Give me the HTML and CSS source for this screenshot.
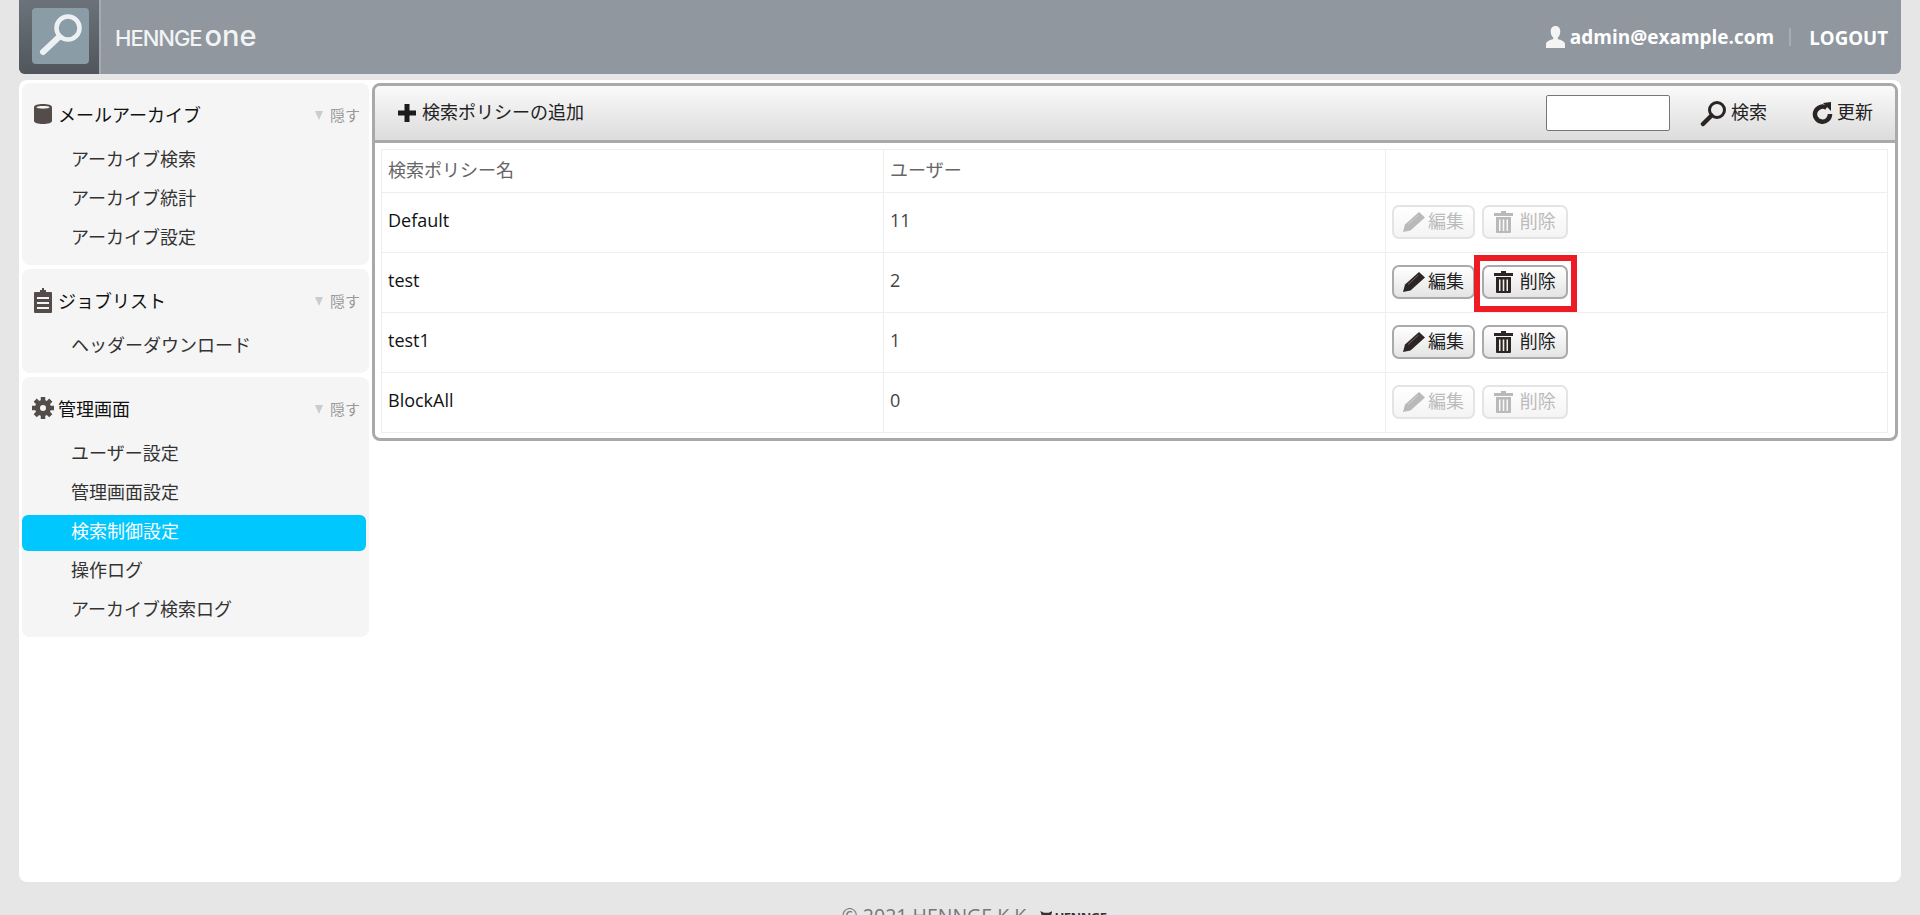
--
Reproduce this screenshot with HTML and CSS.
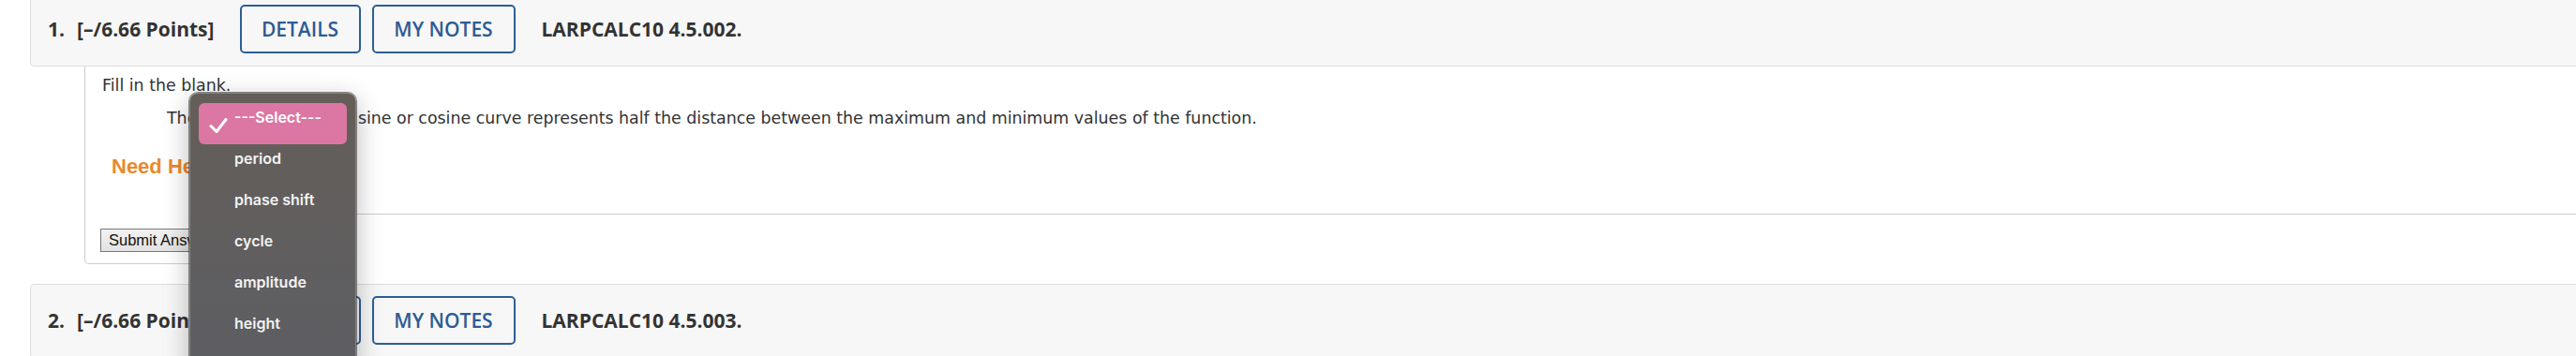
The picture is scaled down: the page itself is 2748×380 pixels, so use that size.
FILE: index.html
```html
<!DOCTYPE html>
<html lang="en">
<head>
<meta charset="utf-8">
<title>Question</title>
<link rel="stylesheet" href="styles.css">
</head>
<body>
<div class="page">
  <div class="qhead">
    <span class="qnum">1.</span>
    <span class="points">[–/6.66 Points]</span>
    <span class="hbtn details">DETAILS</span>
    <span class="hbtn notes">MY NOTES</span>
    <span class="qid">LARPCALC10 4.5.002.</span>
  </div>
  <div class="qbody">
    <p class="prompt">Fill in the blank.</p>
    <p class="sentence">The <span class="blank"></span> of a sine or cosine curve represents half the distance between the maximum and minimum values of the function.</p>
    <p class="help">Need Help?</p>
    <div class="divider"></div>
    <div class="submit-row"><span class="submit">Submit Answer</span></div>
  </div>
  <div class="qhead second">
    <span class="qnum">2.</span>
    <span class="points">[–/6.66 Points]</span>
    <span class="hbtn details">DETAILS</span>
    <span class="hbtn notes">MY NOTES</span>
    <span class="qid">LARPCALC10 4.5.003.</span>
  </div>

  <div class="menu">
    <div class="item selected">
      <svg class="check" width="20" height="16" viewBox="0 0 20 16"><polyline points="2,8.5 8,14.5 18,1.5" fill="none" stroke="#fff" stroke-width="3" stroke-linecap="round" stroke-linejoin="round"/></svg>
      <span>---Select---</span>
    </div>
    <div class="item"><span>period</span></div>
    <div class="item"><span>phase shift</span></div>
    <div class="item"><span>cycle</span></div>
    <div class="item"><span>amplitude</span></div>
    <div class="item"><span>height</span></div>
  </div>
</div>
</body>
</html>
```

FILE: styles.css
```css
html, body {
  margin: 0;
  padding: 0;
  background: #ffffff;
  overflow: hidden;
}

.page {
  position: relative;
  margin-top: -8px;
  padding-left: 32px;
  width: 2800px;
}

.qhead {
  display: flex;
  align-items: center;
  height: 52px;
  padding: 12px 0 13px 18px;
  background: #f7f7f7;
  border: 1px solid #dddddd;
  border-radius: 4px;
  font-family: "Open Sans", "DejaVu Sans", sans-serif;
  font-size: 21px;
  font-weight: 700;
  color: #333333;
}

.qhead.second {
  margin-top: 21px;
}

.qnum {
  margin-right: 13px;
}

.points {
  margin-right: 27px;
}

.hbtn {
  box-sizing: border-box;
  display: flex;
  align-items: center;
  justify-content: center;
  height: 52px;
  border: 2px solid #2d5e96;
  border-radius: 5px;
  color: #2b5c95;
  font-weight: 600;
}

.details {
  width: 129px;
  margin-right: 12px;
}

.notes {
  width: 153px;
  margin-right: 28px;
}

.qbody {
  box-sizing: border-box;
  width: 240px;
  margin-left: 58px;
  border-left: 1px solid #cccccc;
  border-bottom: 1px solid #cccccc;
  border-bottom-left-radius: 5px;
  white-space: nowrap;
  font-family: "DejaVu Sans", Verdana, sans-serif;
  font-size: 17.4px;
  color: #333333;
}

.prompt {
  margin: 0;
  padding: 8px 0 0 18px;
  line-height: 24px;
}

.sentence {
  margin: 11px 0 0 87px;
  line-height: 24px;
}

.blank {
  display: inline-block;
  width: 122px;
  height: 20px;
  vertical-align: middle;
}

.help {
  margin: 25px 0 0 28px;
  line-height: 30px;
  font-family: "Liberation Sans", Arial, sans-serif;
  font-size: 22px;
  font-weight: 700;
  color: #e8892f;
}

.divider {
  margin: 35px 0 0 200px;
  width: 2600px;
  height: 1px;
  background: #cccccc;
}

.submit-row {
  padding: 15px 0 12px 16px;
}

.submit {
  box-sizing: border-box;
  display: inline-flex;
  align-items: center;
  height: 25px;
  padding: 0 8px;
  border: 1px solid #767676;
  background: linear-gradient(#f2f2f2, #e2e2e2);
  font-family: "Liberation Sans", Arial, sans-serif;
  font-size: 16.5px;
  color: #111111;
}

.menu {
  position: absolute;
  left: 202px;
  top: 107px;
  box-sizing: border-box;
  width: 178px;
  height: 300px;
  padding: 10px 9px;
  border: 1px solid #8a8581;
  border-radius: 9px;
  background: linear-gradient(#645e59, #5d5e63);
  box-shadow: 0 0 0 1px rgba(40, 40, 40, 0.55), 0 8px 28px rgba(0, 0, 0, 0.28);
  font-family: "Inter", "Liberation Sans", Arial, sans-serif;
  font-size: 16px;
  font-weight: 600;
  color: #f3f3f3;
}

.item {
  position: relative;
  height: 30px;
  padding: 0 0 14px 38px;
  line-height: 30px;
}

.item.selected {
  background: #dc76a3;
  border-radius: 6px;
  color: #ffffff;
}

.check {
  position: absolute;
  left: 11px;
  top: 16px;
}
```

[WHAT TO DO]:
Pull out every line of the entries that includes the word "this".

[WORKED SOLUTION]:
Give me the HTML and CSS source for this screenshot.
Reproduce this screenshot with HTML and CSS.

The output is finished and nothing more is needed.